Copyright, 1895, by Harper & Brothers. All Rights Reserved.


PUBLISHED WEEKLY. NEW YORK, TUESDAY, AUGUST 6, 1895. FIVE CENTS A COPY.
VOL. XVI.—NO. 823. TWO DOLLARS A YEAR.

GREAT MEN'S SONS.

THE SON OF ALEXANDER THE GREAT.

BY ELBRIDGE S. BROOKS.

It was all glory and glitter one bright day in Babylon. It was that eventful morning, ages and ages ago, when the armies of the East and the armies of the West, with the epigonoi, or brilliant young "sons of the King," twenty thousand in line, with horse-archers and foot-archers, and slingers and spearmen, and war-elephants and war-chariots, and all the galleys and barges of the King's navy, marched and countermarched, sailed and manœuvred, all in honor of one very small boy, who was yet a very important one.

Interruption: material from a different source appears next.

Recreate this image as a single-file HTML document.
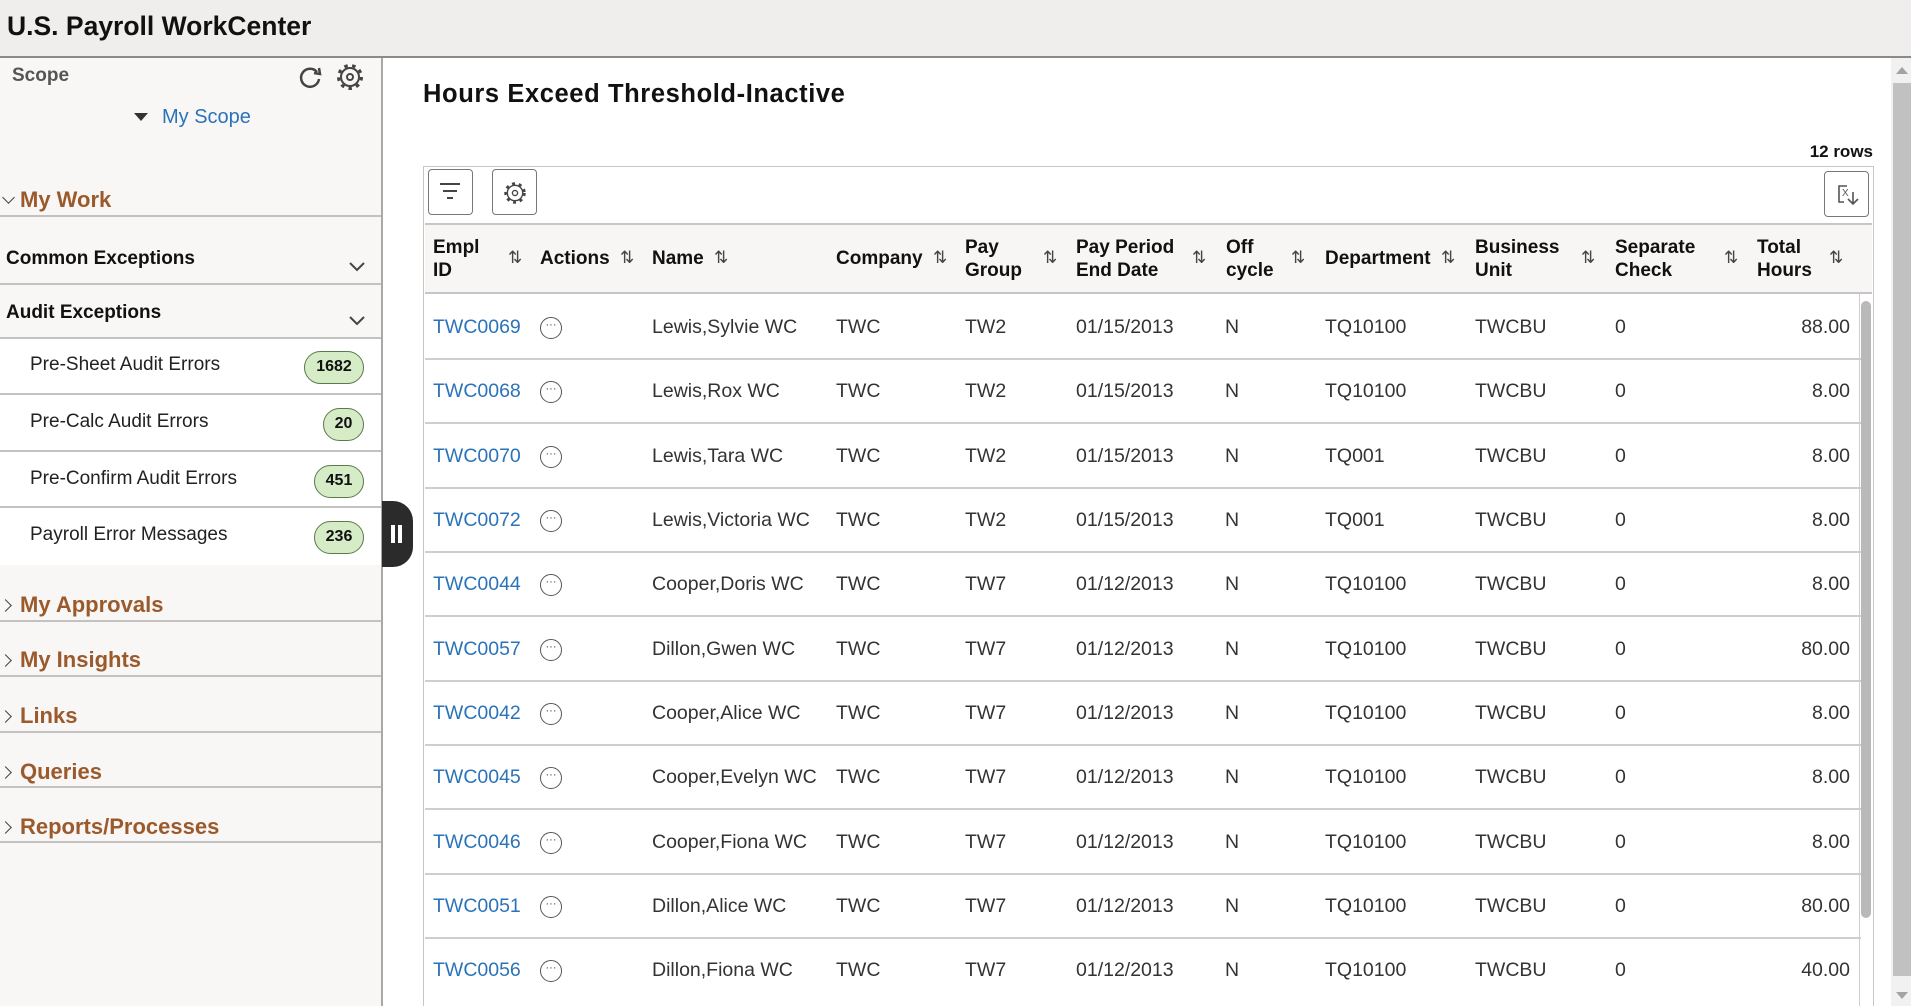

He sat under a gorgeous canopy upon the gleaming portico of the palace of the kings at Babylon, and clapped his hands, and crowed his praises, and laughed aloud in glee, as spears were tossed and shields were clashed aloft, and soldiers shouted and generals saluted, and princes of vassal nations bowed themselves to the ground in homage and admiration—all in honor of this very small boy with a very great name. For he was Alexander, the Shield, the Great Lord, Blessed, That liveth forever. He was constitutional King of Macedon, Captain-General of Greece, Lord of Egypt, and monarch of Asia. He was the son of Alexander, King of Macedon, called by men the Great and Conqueror of the World.

But Alexander the Great was dead. And in the palace of the kings whose empire he had conquered, the palace in which Belshazzar had feasted and Cyrus had ruled, and in which the all-conquering Macedonian had died at thirty-two, this helpless baby, less than a year old, and who had never seen his father of the mighty name, held the sovereignty that Alexander the Great had established.

It was a vast possession. It stretched from Greece to India, from Egypt to Siberia; it was such as only a genius could have conquered and only a genius could rule. With Alexander dead and only a baby as its lord it was already in danger. But Roxana the Queen said, boldly, "My boy shall be King," and all the "Companions of Alexander," as his generals and ministers were called, echoed her words: "The boy shall be King!" And so it came to pass that at the great display in Babylon the little son of Alexander was honored and sainted and adored as the successor of his imperial father.

But Alexander the Great had died too soon. He had wonderful plans as to what he would do if he had lived, but none at all as to what was to be done if he should happen to die. He did die—suddenly—in the year 323 b.c. And thereupon each one of his leading generals, or "Companions," declared that he was the man to step into Alexander's shoes, and have the charge of the empire and the care of the young King until the boy should come of age.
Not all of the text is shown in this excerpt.